2/10/84: Sergeant FLOTHE met with Officer GENTILE of the Anchorage Police Department with regards to locating previous HANSEN rape victim, M. MURPHY. Contacts with street prostitutes are made with regards to locating MURPHY.

“Later that same day, Flothe decided to write a letter to Robyn Patterson, asking if she would be willing to come testify against Hansen. Even though she was married now, had gone to college and started a new life, a letter soon came back saying that she, too, was willing to testify against Robert Hansen. It had been more than twelve years.

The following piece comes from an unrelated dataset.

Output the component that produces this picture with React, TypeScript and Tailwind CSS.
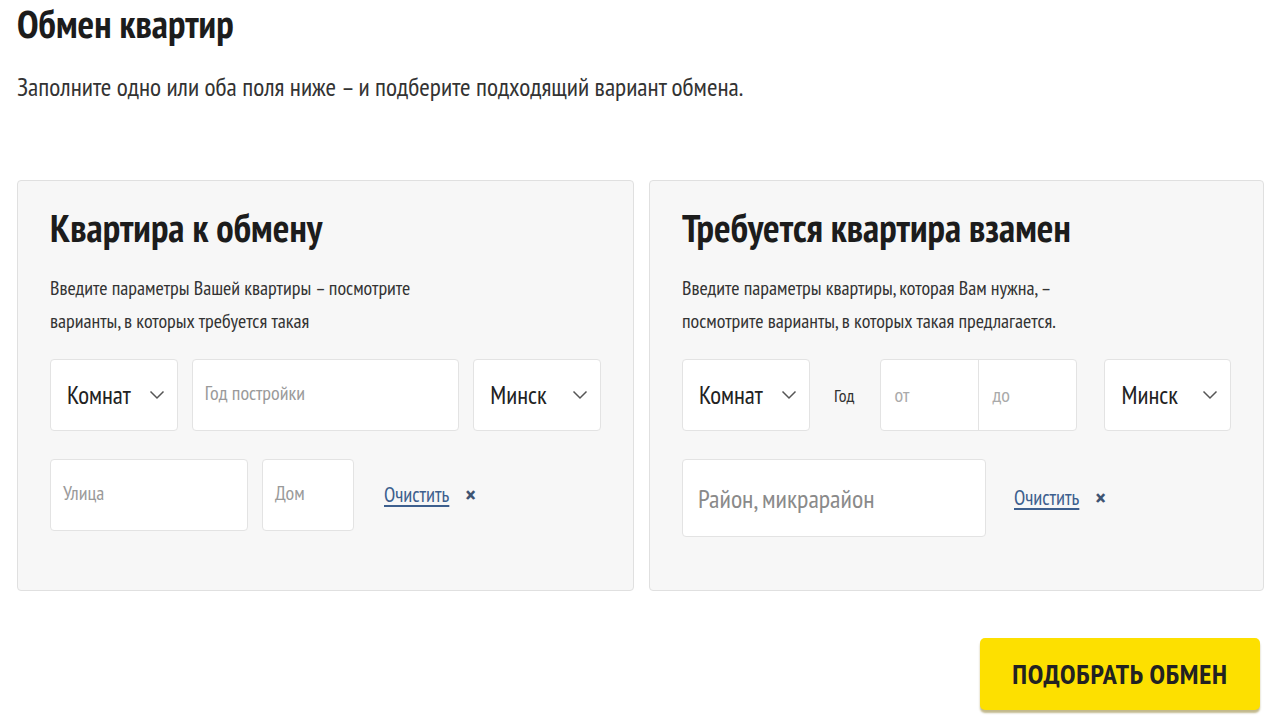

She was thirty, a different person. But, yes, she would do anything she could to put this man in jail. It was where he belonged and, as far as she was concerned, had belonged for some time.”

Excerpt From: Walter Gilmour & Leland E. Hale. “Butcher, Baker.”

2/11/84: Sergeant FLOTHE receives phone call from street informant that advises M. MURPHY could be contacted at given phone number. M. MURPHY contacted and appointment made for following day at Flippers on Bragaw.

2/14/84: Sergeant FLOTHE and Sergeant HAUGSVEN met with victim, M. MURPHY, at Flippers on Bragaw. MURPHY advises that she is willing to accompany Sergeants FLOTHE and HAUGSVEN to AST for interview. Witness subsequently interviewed at AST Headquarters with regards to HANSEN kidnapping her in the fall of 1972.